Task:
Transcribe the material exactly. Images do not belong in the copy.
[Start of Material provided]
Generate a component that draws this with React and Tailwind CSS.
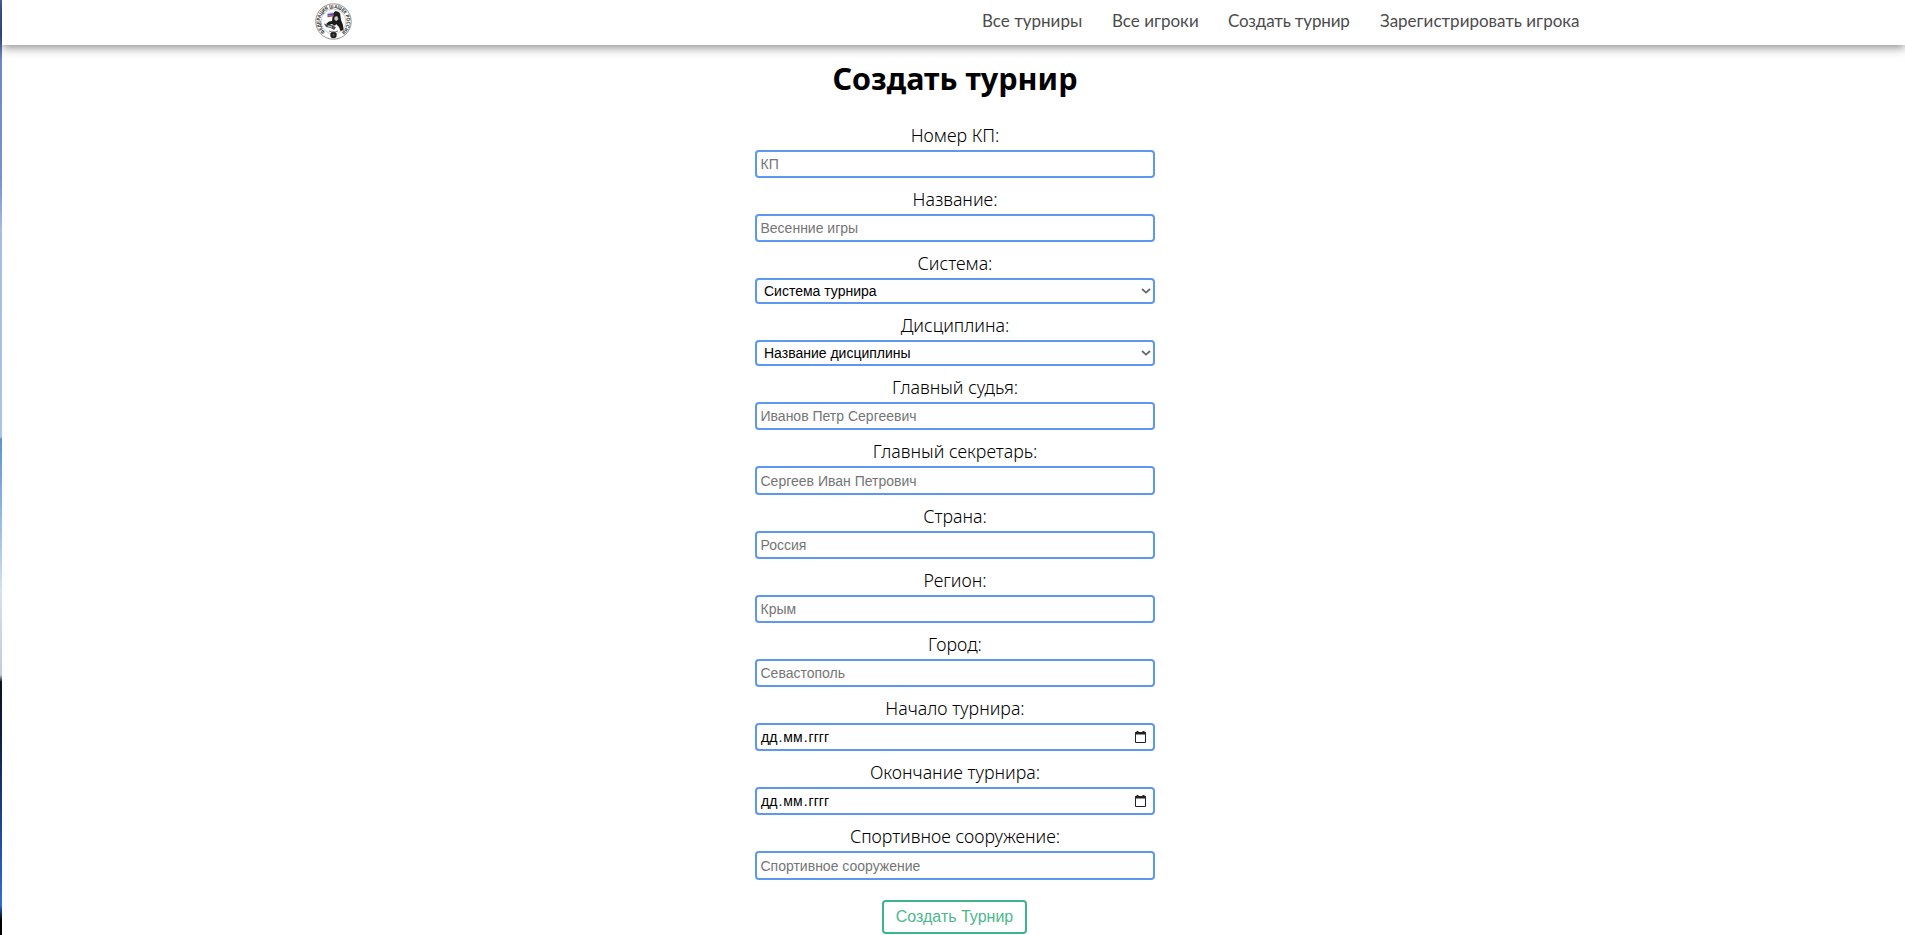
const nav = [
  ['Все турниры', 'w-[100px]'],
  ['Все игроки', 'w-[86px]'],
  ['Создать турнир', 'w-[122px] tracking-[-0.15px]'],
  ['Зарегистрировать игрока', 'w-[200px]'],
];

const fields = [
  { label: 'Номер КП:', text: 'КП' },
  { label: 'Название:', text: 'Весенние игры' },
  { label: 'Система:', text: 'Система турнира', kind: 'select' },
  { label: 'Дисциплина:', text: 'Название дисциплины', kind: 'select' },
  { label: 'Главный судья:', text: 'Иванов Петр Сергеевич' },
  { label: 'Главный секретарь:', text: 'Сергеев Иван Петрович', tall: true },
  { label: 'Страна:', text: 'Россия' },
  { label: 'Регион:', text: 'Крым' },
  { label: 'Город:', text: 'Севастополь' },
  { label: 'Начало турнира:', kind: 'date' },
  { label: 'Окончание турнира:', kind: 'date' },
  { label: 'Спортивное сооружение:', text: 'Спортивное сооружение', tall: true },
];

function Logo() {
  return (
    <svg className="size-[37px]" viewBox="0 0 37 37">
      <defs>
        <path id="ring" d="M10.2 28.8 A13.2 13.2 0 1 1 26.8 28.8" />
      </defs>
      <circle cx="18.5" cy="18.5" r="17.7" fill="#fff" stroke="#777" strokeWidth="0.8" />
      <circle cx="18.5" cy="18.5" r="12.4" fill="#fff" stroke="#999" strokeWidth="0.5" />
      <text fontFamily="Liberation Sans, sans-serif" fontSize="5.2" fontWeight="700" fill="#222">
        <textPath href="#ring" textLength="65" lengthAdjust="spacingAndGlyphs">ФЕДЕРАЦИЯ ШАШЕК РОССИИ</textPath>
      </text>
      <path d="M18 10c2-2.600 6-2 7.200 1l.8 6 2 5 .5 5-3 1-1.500-4-2-2-3 .5-2-1.500-4 1.500-2-1.500 3-2.500 3-.5z" fill="#1b1b1b" />
      <path d="M19.500 14l2.500-1 1.500 3-2 2-2-1z" fill="#c9c9c9" />
      <path d="M9 20.500l4 1.200 5 .5 3 2.300-2 2.500-3-2-5-1z" fill="#555" />
      <path d="M13 23l4 1M21 21l2 4" stroke="#eee" strokeWidth="0.8" />
      <path d="M12.500 9.500l6.500-1v1.500l-6.500 1z" fill="#ddd" />
      <path d="M12.500 11l6.500-1v1.700l-6.500 1z" fill="#3156c8" />
      <path d="M12.500 12.700l6.500-1v1.500l-6.500 1z" fill="#d43b3b" />
      <circle cx="18.500" cy="32" r="3.200" fill="#1c1c1c" />
      <path d="M17 32h3M18.500 30.500v3" stroke="#777" strokeWidth="0.5" />
      <path d="M14 28c3 1.300 6 1.300 9 0" fill="none" stroke="#555" strokeWidth="0.8" />
    </svg>
  );
}

function Field({ label, text, kind, tall }) {
  const height = kind === 'select' ? 'h-[26px]' : tall ? 'h-[29px]' : 'h-7';
  return (
    <div className="flex flex-col items-center">
      <label className="flex h-9 items-center justify-center pt-[5px] font-['Noto_Sans',sans-serif] text-[17.8px] font-light leading-6 text-black">
        {label}
      </label>
      <div className={`flex w-[400px] items-center rounded-[4px] border-2 border-[#5c98ef] bg-white font-['Liberation_Sans',sans-serif] text-sm leading-4 ${height} ${kind === 'select' ? 'pl-[7px] pr-[2px] text-black' : kind === 'date' ? 'pl-[4px] pr-[7px] text-black' : 'pl-[3.5px] text-[#757575]'}`}>
        {kind === 'date' ? (
          <>
            <span>дд</span><span className="w-[6px] text-center">.</span>
            <span>мм</span><span className="w-[6px] text-center">.</span>
            <span>гггг</span>
          </>
        ) : (
          <span>{text}</span>
        )}
        {kind === 'select' && (
          <svg className="ml-auto h-[6px] w-[10px]" viewBox="0 0 10 6" fill="none" stroke="#666" strokeWidth="1.7">
            <path d="M1 1l4 3.6L9 1" />
          </svg>
        )}
        {kind === 'date' && (
          <svg className="ml-auto h-3 w-[11px]" viewBox="0 0 11 12" fill="none" stroke="#222">
            <path d="M.5 1.5h10v10H.5z" /><path d="M0 2.5h11M2.5 0v2M8.5 0v2" strokeWidth="2" />
          </svg>
        )}
      </div>
    </div>
  );
}

export default function App() {
  return (
    <div className="flex h-[935px] overflow-hidden bg-white">
      <div className="w-[2px] shrink-0 bg-[linear-gradient(#4a66ab_0,#3a559c_35px,#6d87c6_60px,#7892cf_180px,#a3bce3_230px,#a9c3e8_437px,#5c93cf_439px,#a5c4e8_540px,#d4e1f1_590px,#c0cbe0_675px,#0a1020_682px,#0c1f48_740px,#2352a6_850px,#2d6fd6_905px,#000_920px)]" />
      <div className="flex min-w-0 grow flex-col">
        <header className="z-10 flex h-[45px] shrink-0 items-center bg-white pb-[3px] pl-[313px] shadow-[0_2px_10px_rgba(0,0,0,0.5)]">
          <Logo />
          <nav className="ml-[630px] flex gap-[30px] font-[Lato,sans-serif] text-[17px] leading-6 text-[#4c4c4c]">
            {nav.map(([name, width]) => (
              <a key={name} className={`whitespace-nowrap ${width}`}>{name}</a>
            ))}
          </nav>
        </header>
        <main className="flex flex-col items-center pl-[3px]">
          <h1 className="flex h-[69px] items-center whitespace-nowrap pb-[2px] font-['Noto_Sans',sans-serif] text-[30.5px] font-bold text-black">Создать турнир</h1>
          {fields.map((field) => <Field key={field.label} {...field} />)}
          <button className="mr-px mt-5 flex h-[34px] w-[145px] items-center justify-center rounded-[4px] border-2 border-[#3eb489] font-['Liberation_Sans',sans-serif] text-base text-[#4cb78d]">
            Создать Турнир
          </button>
        </main>
      </div>
    </div>
  );
}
[End of Material provided]
Full response:
Generate a component that draws this with React and Tailwind CSS.
const nav = [
  ['Все турниры', 'w-[100px]'],
  ['Все игроки', 'w-[86px]'],
  ['Создать турнир', 'w-[122px] tracking-[-0.15px]'],
  ['Зарегистрировать игрока', 'w-[200px]'],
];

const fields = [
  { label: 'Номер КП:', text: 'КП' },
  { label: 'Название:', text: 'Весенние игры' },
  { label: 'Система:', text: 'Система турнира', kind: 'select' },
  { label: 'Дисциплина:', text: 'Название дисциплины', kind: 'select' },
  { label: 'Главный судья:', text: 'Иванов Петр Сергеевич' },
  { label: 'Главный секретарь:', text: 'Сергеев Иван Петрович', tall: true },
  { label: 'Страна:', text: 'Россия' },
  { label: 'Регион:', text: 'Крым' },
  { label: 'Город:', text: 'Севастополь' },
  { label: 'Начало турнира:', kind: 'date' },
  { label: 'Окончание турнира:', kind: 'date' },
  { label: 'Спортивное сооружение:', text: 'Спортивное сооружение', tall: true },
];

function Logo() {
  return (
    <svg className="size-[37px]" viewBox="0 0 37 37">
      <defs>
        <path id="ring" d="M10.2 28.8 A13.2 13.2 0 1 1 26.8 28.8" />
      </defs>
      <circle cx="18.5" cy="18.5" r="17.7" fill="#fff" stroke="#777" strokeWidth="0.8" />
      <circle cx="18.5" cy="18.5" r="12.4" fill="#fff" stroke="#999" strokeWidth="0.5" />
      <text fontFamily="Liberation Sans, sans-serif" fontSize="5.2" fontWeight="700" fill="#222">
        <textPath href="#ring" textLength="65" lengthAdjust="spacingAndGlyphs">ФЕДЕРАЦИЯ ШАШЕК РОССИИ</textPath>
      </text>
      <path d="M18 10c2-2.600 6-2 7.200 1l.8 6 2 5 .5 5-3 1-1.500-4-2-2-3 .5-2-1.500-4 1.500-2-1.500 3-2.500 3-.5z" fill="#1b1b1b" />
      <path d="M19.500 14l2.500-1 1.500 3-2 2-2-1z" fill="#c9c9c9" />
      <path d="M9 20.500l4 1.200 5 .5 3 2.300-2 2.500-3-2-5-1z" fill="#555" />
      <path d="M13 23l4 1M21 21l2 4" stroke="#eee" strokeWidth="0.8" />
      <path d="M12.500 9.500l6.500-1v1.500l-6.500 1z" fill="#ddd" />
      <path d="M12.500 11l6.500-1v1.700l-6.500 1z" fill="#3156c8" />
      <path d="M12.500 12.700l6.500-1v1.500l-6.500 1z" fill="#d43b3b" />
      <circle cx="18.500" cy="32" r="3.200" fill="#1c1c1c" />
      <path d="M17 32h3M18.500 30.500v3" stroke="#777" strokeWidth="0.5" />
      <path d="M14 28c3 1.300 6 1.300 9 0" fill="none" stroke="#555" strokeWidth="0.8" />
    </svg>
  );
}

function Field({ label, text, kind, tall }) {
  const height = kind === 'select' ? 'h-[26px]' : tall ? 'h-[29px]' : 'h-7';
  return (
    <div className="flex flex-col items-center">
      <label className="flex h-9 items-center justify-center pt-[5px] font-['Noto_Sans',sans-serif] text-[17.8px] font-light leading-6 text-black">
        {label}
      </label>
      <div className={`flex w-[400px] items-center rounded-[4px] border-2 border-[#5c98ef] bg-white font-['Liberation_Sans',sans-serif] text-sm leading-4 ${height} ${kind === 'select' ? 'pl-[7px] pr-[2px] text-black' : kind === 'date' ? 'pl-[4px] pr-[7px] text-black' : 'pl-[3.5px] text-[#757575]'}`}>
        {kind === 'date' ? (
          <>
            <span>дд</span><span className="w-[6px] text-center">.</span>
            <span>мм</span><span className="w-[6px] text-center">.</span>
            <span>гггг</span>
          </>
        ) : (
          <span>{text}</span>
        )}
        {kind === 'select' && (
          <svg className="ml-auto h-[6px] w-[10px]" viewBox="0 0 10 6" fill="none" stroke="#666" strokeWidth="1.7">
            <path d="M1 1l4 3.6L9 1" />
          </svg>
        )}
        {kind === 'date' && (
          <svg className="ml-auto h-3 w-[11px]" viewBox="0 0 11 12" fill="none" stroke="#222">
            <path d="M.5 1.5h10v10H.5z" /><path d="M0 2.5h11M2.5 0v2M8.5 0v2" strokeWidth="2" />
          </svg>
        )}
      </div>
    </div>
  );
}

export default function App() {
  return (
    <div className="flex h-[935px] overflow-hidden bg-white">
      <div className="w-[2px] shrink-0 bg-[linear-gradient(#4a66ab_0,#3a559c_35px,#6d87c6_60px,#7892cf_180px,#a3bce3_230px,#a9c3e8_437px,#5c93cf_439px,#a5c4e8_540px,#d4e1f1_590px,#c0cbe0_675px,#0a1020_682px,#0c1f48_740px,#2352a6_850px,#2d6fd6_905px,#000_920px)]" />
      <div className="flex min-w-0 grow flex-col">
        <header className="z-10 flex h-[45px] shrink-0 items-center bg-white pb-[3px] pl-[313px] shadow-[0_2px_10px_rgba(0,0,0,0.5)]">
          <Logo />
          <nav className="ml-[630px] flex gap-[30px] font-[Lato,sans-serif] text-[17px] leading-6 text-[#4c4c4c]">
            {nav.map(([name, width]) => (
              <a key={name} className={`whitespace-nowrap ${width}`}>{name}</a>
            ))}
          </nav>
        </header>
        <main className="flex flex-col items-center pl-[3px]">
          <h1 className="flex h-[69px] items-center whitespace-nowrap pb-[2px] font-['Noto_Sans',sans-serif] text-[30.5px] font-bold text-black">Создать турнир</h1>
          {fields.map((field) => <Field key={field.label} {...field} />)}
          <button className="mr-px mt-5 flex h-[34px] w-[145px] items-center justify-center rounded-[4px] border-2 border-[#3eb489] font-['Liberation_Sans',sans-serif] text-base text-[#4cb78d]">
            Создать Турнир
          </button>
        </main>
      </div>
    </div>
  );
}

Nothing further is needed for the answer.